An economist, an engineer, and a physicist are marooned on a deserted island. One day they find a can of food washed up on the beach and contrive to open it. The engineer said: "let's hammer the can open between these rocks". The physicist said: "that's pretty crude. We can just use the force of gravity by dropping a rock on the can from that tall tree over there". The economist is somewhat disgusted at these deliberations, and says: "I've got a much more elegant solution. All we have to do is assume a can-opener."
In an op-ed appearing in the August 31 Washington Post, David A. Fahrenthold discusses the practical realities glossed over in former vice president Al Gore's call for converting to "clean electricity" in 10 years. Central to Mr. Fahrenthold's piece is the recognition that the nation's electrical infrastructure represents the cumulative investment of trillions of dollars. Replacing this massive amount of capital assets in an orderly, affordable (i.e., responsible) manner will take time - more than Mr. Gore's impressive-sounding, but unrealistic 10-year deadline.

Electricity providers are compelled by their state public utility commissions to manage capital assets responsibly. "Responsibly" means shepherding those assets to ensure that in the long term a fitting balance is maintained among all the competing interests, including costs to rate payers, environmental impacts, return to shareholders, and so forth. This requires careful analysis and long range planning. It isn't done with sound bites or easy assumptions.

Comments

Ed said…
I saw the article over the weekend and noticed an error. In his 'local' calculation for wind turbines to account for anticipated demand increases around the DC area, the author neglects the fact that capacity factors associated with wind (unlike nuclear) are only around 30-35%. He arrived at 3,700 1.5 MW turbines required to satisfy this demand when in actual fact it's over 10,000.

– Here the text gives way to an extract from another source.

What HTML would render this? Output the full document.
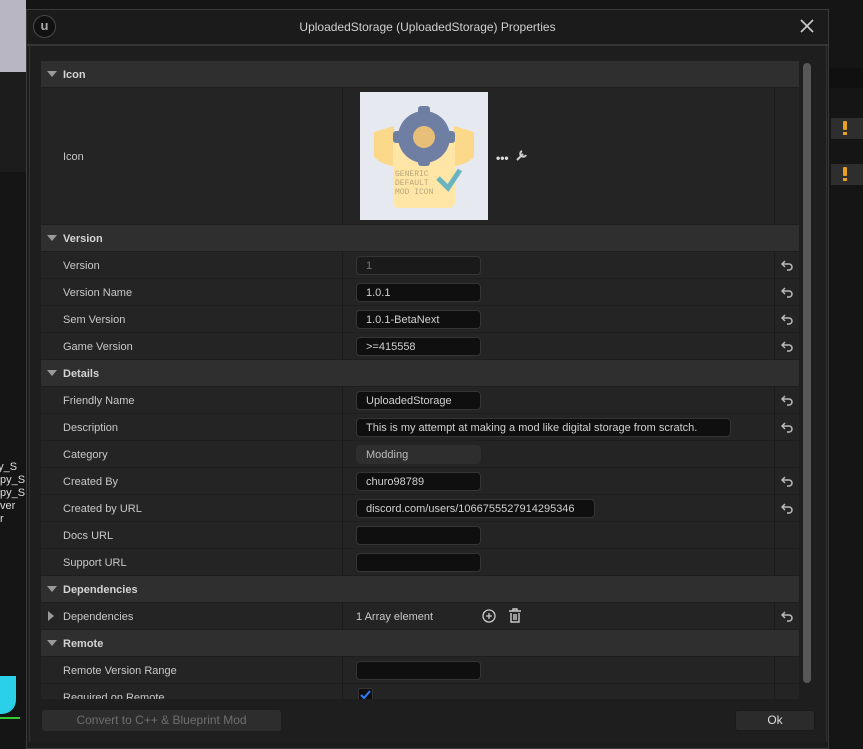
<!DOCTYPE html>
<html><head><meta charset="utf-8"><style>
*{box-sizing:border-box;margin:0;padding:0}
body{width:863px;height:742px;background:#151515;position:relative;overflow:hidden;font-family:"Liberation Sans",sans-serif;font-size:11px;color:#c8c8c8}
.a{position:absolute}
.hdr{position:absolute;left:41px;width:758px;height:26px;background:#2f2f2f;font-weight:bold;color:#d4d4d4;line-height:28px;padding-left:22px}
.hdr:before{content:"";position:absolute;left:6px;top:10px;border-left:5px solid transparent;border-right:5px solid transparent;border-top:6px solid #9a9a9a}
.row{position:absolute;left:41px;width:758px;height:26px;background:#242424;line-height:28px}
.row .l{position:absolute;left:22px;top:0}
.row .d1{position:absolute;left:301px;top:0;width:1px;height:26px;background:#1a1a1a}
.row .d2{position:absolute;left:733px;top:0;width:1px;height:26px;background:#1a1a1a}
.in{position:absolute;left:315px;top:4px;width:125px;height:19px;background:#0f0f0f;border:1px solid #353535;border-radius:4px;line-height:19px;padding-left:9px;color:#d0d0d0;font-size:11px}
.rs{position:absolute;left:740px;top:7px;width:12px;height:12px}
</style></head><body>
<div class="a" style="left:0;top:0;width:26px;height:72px;background:#b7b6c2"></div>
<div class="a" style="left:0;top:72px;width:26px;height:100px;background:#1c1c1c"></div>
<div class="a" style="left:0;top:461px;width:26px;height:80px;font-size:11px;color:#ddd;line-height:13px;text-indent:-8px">py_S<br>py_S<br>py_S<br>ver<br>r</div>
<div class="a" style="left:0;top:676px;width:16px;height:38px;background:#2ad0e8;border-radius:0 0 14px 0"></div>
<div class="a" style="left:0;top:717px;width:20px;height:2px;background:#3c3"></div>
<div class="a" style="left:829px;top:68px;width:34px;height:20px;background:#101010"></div>
<div class="a" style="left:831px;top:118px;width:32px;height:21px;background:#2e2e2e"></div>
<div class="a" style="left:843px;top:121px;width:4px;height:9px;background:#e8a020;border-radius:1px"></div>
<div class="a" style="left:843px;top:132px;width:4px;height:3px;background:#e8a020"></div>
<div class="a" style="left:831px;top:164px;width:32px;height:21px;background:#2e2e2e"></div>
<div class="a" style="left:843px;top:167px;width:4px;height:9px;background:#e8a020;border-radius:1px"></div>
<div class="a" style="left:843px;top:178px;width:4px;height:3px;background:#e8a020"></div>

<div class="a" style="left:26px;top:9px;width:803px;height:740px;background:#1c1c1c;border:1px solid #3a3a3a"></div>
<div class="a" style="left:27px;top:10px;width:801px;height:34px;background:#1b1b1b;text-align:center;line-height:35px;font-size:12px;color:#d0d0d0">UploadedStorage (UploadedStorage) Properties</div>
<div class="a" style="left:33px;top:15px;width:23px;height:23px;border-radius:50%;background:#111;border:1px solid #4a4a4a;color:#aaa;font-weight:bold;font-size:13px;line-height:20px;text-align:center">u</div>
<svg class="a" style="left:800px;top:19px" width="14" height="14"><path d="M1 1L13 13M13 1L1 13" stroke="#ccc" stroke-width="1.6"/></svg>
<div class="a" style="left:27px;top:44px;width:801px;height:2px;background:#353535"></div>
<div class="a" style="left:29px;top:46px;width:798px;height:696px;background:#1e1e1e;border-left:1px solid #333;border-right:1px solid #333"></div>
<div class="a" style="left:803px;top:63px;width:8px;height:620px;background:#575757;border-radius:4px"></div>

<div class="hdr" style="top:61px">Icon</div>
<div class="row" style="top:88px;height:136px"><div class="l" style="top:55px">Icon</div><div class="d1" style="height:136px"></div><div class="d2" style="height:136px"></div></div>
<div class="a" style="left:360px;top:92px;width:128px;height:128px;background:#e6eaf0"></div>
<svg class="a" style="left:360px;top:92px" width="128" height="128">
<path d="M14 40L34 34V75L20 70L14 65Z" fill="#fbd88a"/><path d="M114 40L94 34V75L108 70L114 65Z" fill="#fbd88a"/>
<rect x="33" y="38" width="62" height="78" rx="6" fill="#ffe6a6"/>
<circle cx="64" cy="45" r="26" fill="#6e7fa3"/>
<g fill="#6e7fa3"><rect x="58" y="14" width="12" height="12" rx="3"/><rect x="58" y="62" width="12" height="12" rx="3"/><rect x="33" y="39" width="12" height="12" rx="3"/><rect x="83" y="39" width="12" height="12" rx="3"/></g>
<circle cx="64" cy="45" r="11" fill="#e8bf78"/>
<text x="35" y="84" font-size="8" fill="#b8a67a" font-family="Liberation Mono">GENERIC</text>
<text x="35" y="93" font-size="8" fill="#b8a67a" font-family="Liberation Mono">DEFAULT</text>
<text x="35" y="102" font-size="8" fill="#b8a67a" font-family="Liberation Mono">MOD ICON</text>
<path d="M78 86L88 96L100 78" stroke="#6ab4c0" stroke-width="5" fill="none"/>
</svg>
<div class="a" style="left:496px;top:151px;color:#ddd;font-weight:bold;font-size:12px">•••</div>
<svg class="a" style="left:515px;top:149px" width="13" height="13"><path d="M2 11L8 5M7 2a3 3 0 1 0 4 4" stroke="#ccc" stroke-width="2" fill="none"/></svg>

<div class="hdr" style="top:225px">Version</div>

<svg width="0" height="0" style="position:absolute"><defs><path id="r" d="M4 2L1 5L4 8M1 5H8a3 3 0 0 1 0 6H6" stroke="#bbb" stroke-width="1.5" fill="none"/></defs></svg>

<div class="row" style="top:252px"><div class="l">Version</div><div class="d1"></div><div class="d2"></div><div class="in" style="background:#1a1a1a;color:#777">1</div><svg class="rs"><use href="#r"/></svg></div>
<div class="row" style="top:279px"><div class="l">Version Name</div><div class="d1"></div><div class="d2"></div><div class="in">1.0.1</div><svg class="rs"><use href="#r"/></svg></div>
<div class="row" style="top:306px"><div class="l">Sem Version</div><div class="d1"></div><div class="d2"></div><div class="in">1.0.1-BetaNext</div><svg class="rs"><use href="#r"/></svg></div>
<div class="row" style="top:333px"><div class="l">Game Version</div><div class="d1"></div><div class="d2"></div><div class="in">&gt;=415558</div><svg class="rs"><use href="#r"/></svg></div>
<div class="hdr" style="top:360px">Details</div>
<div class="row" style="top:387px"><div class="l">Friendly Name</div><div class="d1"></div><div class="d2"></div><div class="in">UploadedStorage</div><svg class="rs"><use href="#r"/></svg></div>
<div class="row" style="top:414px"><div class="l">Description</div><div class="d1"></div><div class="d2"></div><div class="in" style="width:375px">This is my attempt at making a mod like digital storage from scratch.</div><svg class="rs"><use href="#r"/></svg></div>
<div class="row" style="top:441px"><div class="l">Category</div><div class="d1"></div><div class="d2"></div><div class="in" style="background:#2e2e2e;border-color:#2e2e2e;color:#bbb">Modding</div></div>
<div class="row" style="top:468px"><div class="l">Created By</div><div class="d1"></div><div class="d2"></div><div class="in">churo98789</div><svg class="rs"><use href="#r"/></svg></div>
<div class="row" style="top:495px"><div class="l">Created by URL</div><div class="d1"></div><div class="d2"></div><div class="in" style="width:239px">discord.com/users/1066755527914295346</div><svg class="rs"><use href="#r"/></svg></div>
<div class="row" style="top:522px"><div class="l">Docs URL</div><div class="d1"></div><div class="d2"></div><div class="in"></div></div>
<div class="row" style="top:549px"><div class="l">Support URL</div><div class="d1"></div><div class="d2"></div><div class="in"></div></div>
<div class="hdr" style="top:576px">Dependencies</div>
<div class="row" style="top:603px"><div class="a" style="left:7px;top:8px;border-top:5px solid transparent;border-bottom:5px solid transparent;border-left:6px solid #9a9a9a"></div><div class="l">Dependencies</div><div class="d1"></div><div class="d2"></div><div class="a" style="left:315px;top:0">1 Array element</div>
<svg class="a" style="left:441px;top:6px" width="14" height="14"><circle cx="7" cy="7" r="6" stroke="#ccc" stroke-width="1.3" fill="none"/><path d="M7 4V10M4 7H10" stroke="#ccc" stroke-width="1.3"/></svg>
<svg class="a" style="left:467px;top:5px" width="14" height="16"><path d="M1 3H13M5 3V1H9V3M3 5V14H11V5M6 6V12M8 6V12" stroke="#ccc" stroke-width="1.4" fill="none"/></svg>
<svg class="rs"><use href="#r"/></svg></div>
<div class="hdr" style="top:630px">Remote</div>
<div class="row" style="top:657px"><div class="l">Remote Version Range</div><div class="d1"></div><div class="d2"></div><div class="in"></div></div>
<div class="a" style="left:41px;top:684px;width:758px;height:15px;overflow:hidden"><div class="row" style="left:0;top:0"><div class="l">Required on Remote</div><div class="d1"></div><div class="d2"></div><div class="a" style="left:317px;top:4px;width:15px;height:15px;background:#0f0f0f;border:1px solid #353535;border-radius:2px"></div><svg class="a" style="left:318px;top:5px" width="14" height="12"><path d="M2 6L5 9L11 2" stroke="#2a7fff" stroke-width="2" fill="none"/></svg></div></div>

<div class="a" style="left:42px;top:710px;width:239px;height:21px;background:#2d2d2d;border-radius:3px;text-align:center;line-height:21px;color:#6e6e6e;font-size:12px">Convert to C++ &amp; Blueprint Mod</div>
<div class="a" style="left:735px;top:710px;width:80px;height:21px;background:#2b2b2b;border:1px solid #1a1a1a;border-radius:3px;text-align:center;line-height:19px;color:#ddd;font-size:12px">Ok</div>
</body></html>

I Emailed him the correction, but the report wasn't corrected when last I checked.

The concept of capacity factors is critical, particularly to renewables with intermittancy issues. Sadly this is often confused or overlooked by the MSM.
Anonymous said…
Ed-
In the best locations, wind turbines might give a 35% CF. They can't just build them anywhere and expect to get that kind of performance.
Anonymous said…
@ed,

What's overlooked also, but very rarely mentioned, ist that unlike with conventional power plants with low capacity factors, you CANNOT just up the number of wind turbines or solar panels to make up for it. A capacity factor of 30-35%, because the wind does not blow at times, is NOT made up by building 3 of them. Because if the wind does not blow for one, it does not blow for three either.
Wind power advocates would basically build a 12 cylinder engine into a car that needs only a 4-cylinder. They would add on another 8 cylinders in case the fuel for 4 cylinders runs out.
Ed said…
Yes, I realise the facts pertaining to both comments. For me (as I expect for the reporter in the quoted article) it was just a mental exercise of scale.

I 'gave' them 35% to keep the calculation conservative and easily defend-able. You are correct though, as the capacity factor drops, more (theoretical) turbines would be required.
Anonymous said…
The "12 cylinder engine" analogy is appealing, but this does not solve the problem with wind, because with wind power over 60% of the time none of the cylinders are working. And when the cylinders do work, it's a lot more power than one would need. This drives wind to need storage. Storage, like pumped hydro or hybrid cars, makes sense when coupled to nuclear because it gets cycled every day to collect cheap nighttime electricity. With wind the storage needs to be much larger, so it can accommodate the weekly and monthly variation of the weather.
Anonymous said…
anon - The idea that "60% of the time none of the cylinders are working" is precisely the point - if the gas tank is empty it doesn't matter how many cylinders you have, and if the wind is not blowing, it doesn't matter how many windmills you have...
Anonymous said…
"if the wind is not blowing, it doesn't matter how many windmills you have"
A good windmill salesman can overcome that consideration; especially if he is selling windmills to somebody who is spending other people's money so that he can feel good.